A plan very similar to the one you drew up previously in the purses of the smart and the beautiful in America, Asia, or Africa. There are times these days when I cry, between amazement and rage, whenever I listen to you announcing the latest chunk of our lives you have decided to snatch from us. But I’ll stop complaining now. I’ll stop. If not, this text will only make you rub your avaricious hands together, thinking that my compañeras and I are worn out. Instead, I’m going to show you what I do to dodge the bullets you let fly from your shotgun mouths (Lagarde’s, Merkel’s and Ashton’s have lipstick on them!) : 1. As I share a bed, kisses and embraces without restraint; 2. I collect, and give away, books, records, plant pots, brushes and shirts; 3. I amuse myself by looking at fields in which to plant onions, garlic, and other desires; 4. I think about the crop of compañeras on both sides of the pond; 5. I find spaces that are free from your clutches, and there I oxygenate myself with all the colours you try to rob from us; and 6. I always raise a glass to those who (las que) deserve it.

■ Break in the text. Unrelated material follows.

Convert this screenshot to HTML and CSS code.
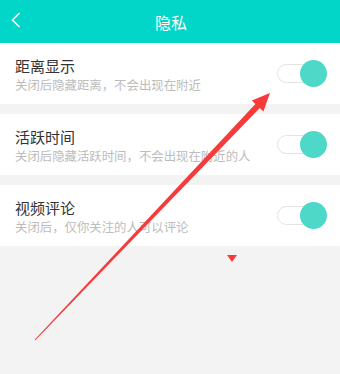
FILE: index.html
```html
<!DOCTYPE html>
<html lang="zh">
<head>
<meta charset="utf-8">
<link rel="stylesheet" href="styles.css">
</head>
<body>
<div class="page">
  <header class="topbar">
    <svg class="back" width="10" height="16" viewBox="0 0 10 16"><polyline points="8.5,1 1.5,8 8.5,15" fill="none" stroke="#fff" stroke-width="1.6"/></svg>
    <div class="title">隐私</div>
  </header>
  <div class="list">
    <div class="row">
      <div class="texts">
        <div class="name">距离显示</div>
        <div class="desc">关闭后隐藏距离，不会出现在附近</div>
      </div>
      <div class="toggle"><div class="track"></div><div class="knob"></div></div>
    </div>
    <div class="row">
      <div class="texts">
        <div class="name">活跃时间</div>
        <div class="desc">关闭后隐藏活跃时间，不会出现在附近的人</div>
      </div>
      <div class="toggle"><div class="track"></div><div class="knob"></div></div>
    </div>
    <div class="row">
      <div class="texts">
        <div class="name">视频评论</div>
        <div class="desc">关闭后，仅你关注的人可以评论</div>
      </div>
      <div class="toggle"><div class="track"></div><div class="knob"></div></div>
    </div>
  </div>
  <svg class="annot" width="340" height="374" viewBox="0 0 340 374">
    <polygon points="34.6,339.7 255.4,103.9 251.8,100.5 270,93 263.4,111.5 259.8,108.1 35.4,340.3" fill="#f73b3b"/>
    <polygon points="227,255 237,255 232,262" fill="#f73b3b"/>
  </svg>
</div>
</body>
</html>
```
FILE: styles.css
```css
* { box-sizing: border-box; margin: 0; padding: 0; }
html, body { width: 340px; height: 374px; overflow: hidden; }
body { background: #f3f3f3; font-family: "Noto Sans CJK SC", "Noto Sans", sans-serif; }
.page { position: relative; width: 340px; height: 374px; }
.topbar {
  height: 43px;
  background: #02d6c8;
  display: flex;
  align-items: center;
  justify-content: center;
  position: relative;
}
.back { position: absolute; left: 11px; top: 12px; }
.title { color: #fff; font-size: 16px; line-height: 20px; margin-left: 2px; }
.list { display: flex; flex-direction: column; gap: 10px; }
.row {
  height: 61px;
  background: #fff;
  display: flex;
  align-items: center;
  justify-content: space-between;
  padding: 0 13px 0 15px;
}
.texts { display: flex; flex-direction: column; gap: 3px; padding-top: 2px; }
.name { font-size: 15px; line-height: 18px; color: #333; }
.desc { font-size: 12.4px; line-height: 15px; color: #bcbcbc; }
.toggle { position: relative; width: 50px; height: 27px; display: flex; align-items: center; }
.track { width: 45px; height: 19px; border: 1px solid #e3e3e3; border-radius: 10px; background: #fff; }
.knob { position: absolute; right: 0; top: 0; width: 27px; height: 27px; border-radius: 50%; background: #4dd8c8; }
.annot { position: absolute; left: 0; top: 0; pointer-events: none; }
```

After this display and with my cells brimming over with energy (in chaotic but productive connection with the cells of others (otras), with those whom I obstinately keep meeting up with and without your permission in the squares for more than a year now), I no longer listen to the hypnotic speaker from your company and, in succinct response to your menacing memorandum, I am passing you the list of a few things I am going to do alongside my compañeras: 1. we will awake the sleeping population (don’t get agitated (violentas), we can’t reveal what with!); 2. we will deliver a very severe up yours sign to your Debt; 3. we will gather your names, those of all of you who (las que) have signed the forms and approvals that got us this far, and we will communicate to you in writing, that you shall no longer count on us (nosotras), and we no longer count on you (vosotras); and 4. we will organise a witches’ sabbath for the coming hours. The bonfire will be fuelled with the package we had in our homes without us realising: The Transition in Spain or how to keep them fooled for nearly 37 years (it is a vast work, hundreds of thousands of pages re-written and re-edited daily by the major media groups, their house intellectuals and other courtesans of thought and word). We shall also burn the grey cushions of your dreams (your dream of “social peace”, your dream of “dutiful obedience”, your dream of “silent majority” and a few more besides). And no, we cannot yet reveal if we will also throw the euro onto the fire (but be assured that sooner or later, we will also take Berlin). To finalise, I remind you that our purses remain empty, but our mouths do not conceal bullets like yours do, but they do conceal tongues that conspire, sing and kiss.